Along with camp, which costs $3,450 for a week, fans can deliver the ball to the mound for $1,500 or work on the grounds crew.
S. Mark Young, an expert on the economics, sociology and psychology of celebrity at the USC Marshall School of Business, said fans want to attend these events for the same reason they want to be photographed with celebrities or get their autographs.
"They want to feel a part of the excitement and feel special," Young said. "Some feel like they should be in the limelight."
But some people just love the game and its players, Young said.
When the Cincinnati Reds' corporate sponsors began drying up, the team needed to find new means of replenishing its charity fund. The Reds are promoting a post-game event for Aug. 16 at which fans can meet every player and coach, and collect each autograph on a baseball, bat or jersey.

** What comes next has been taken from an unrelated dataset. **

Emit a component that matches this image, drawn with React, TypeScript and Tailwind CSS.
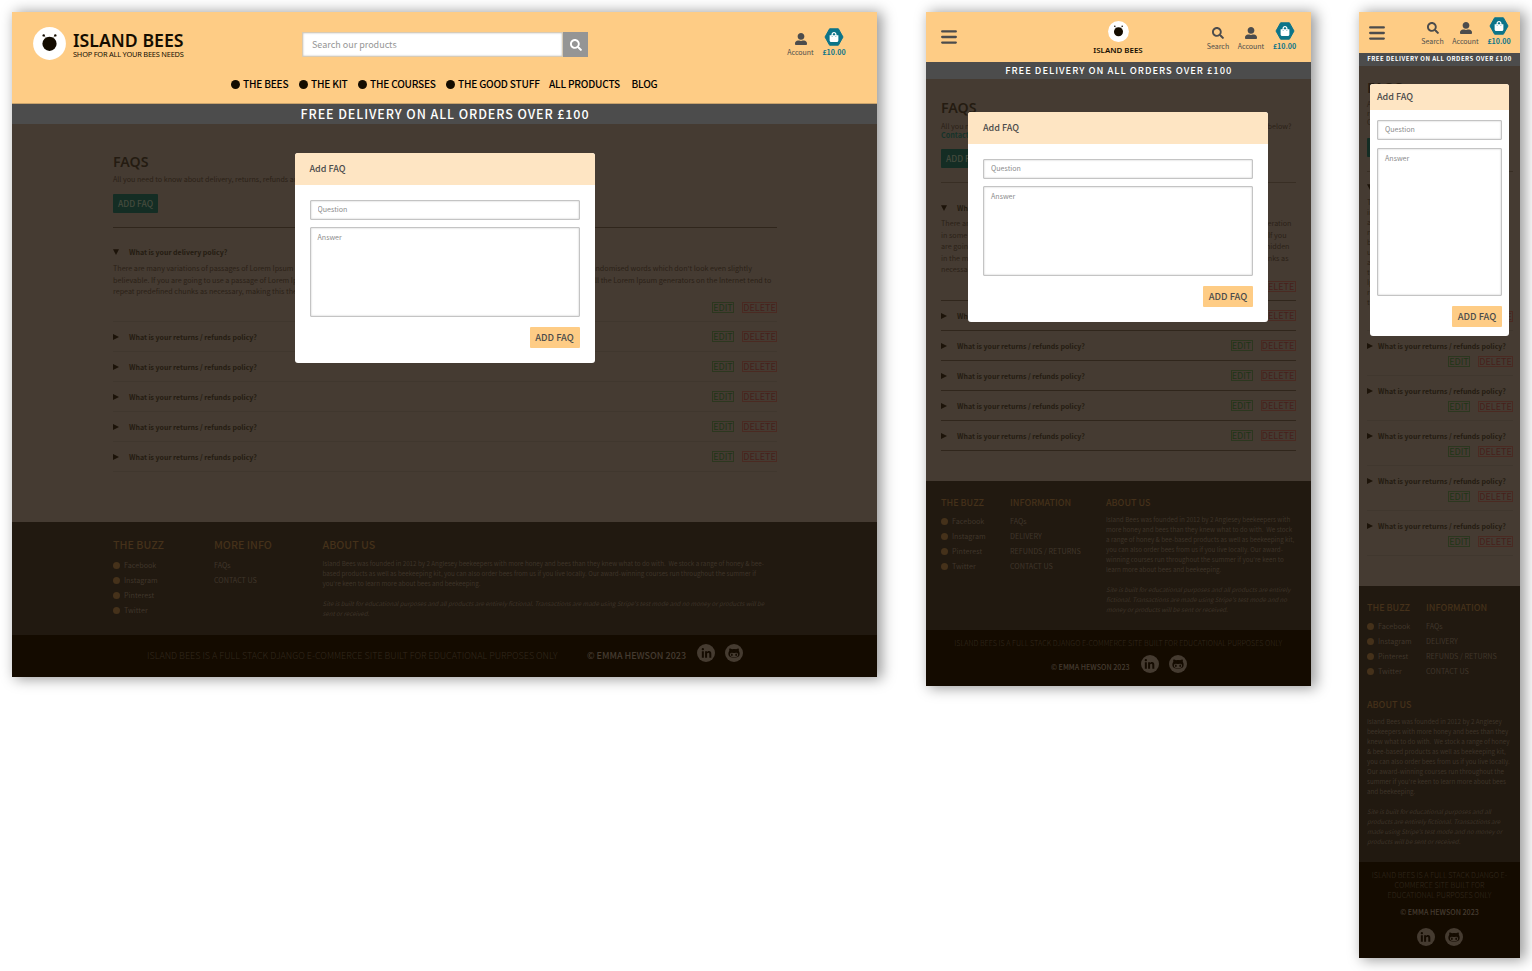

The team expects to bring in more than $100,000.
But though such promotional events can be lucrative, Carter of USC warns teams that they could overdo it.
"If people start thinking that these events are just another way for ownership to pad their wallets, then things will fall flat," Carter said.
Tyler Barnes, vice president of communications for the Milwaukee Brewers, said fans expect teams to be generating new ideas these days.
"You have to be creative to keep the team on everybody's radar," Barnes said. "You want to keep things fresh."
The Brewers began offering drive-in movies at Miller Park this season. The first showing brought in more than $8,000 in tickets alone. Barnes would not confirm exactly what they made, but if you throw in concessions and advertising, it becomes apparent why the Brewers are offering another movie night in August.
At Dodger Stadium last week, the baseball yogis toweled off and sipped water as the session ended.
A team vice president asked whether participants would be willing to pony up $100 to come back and practice yoga again at the stadium -- next time without Ethier.
More than half the hands shot up.
"Are you kidding?" said Mala Williams, 31, a music teacher from Whittier. "I'd love to come out here again."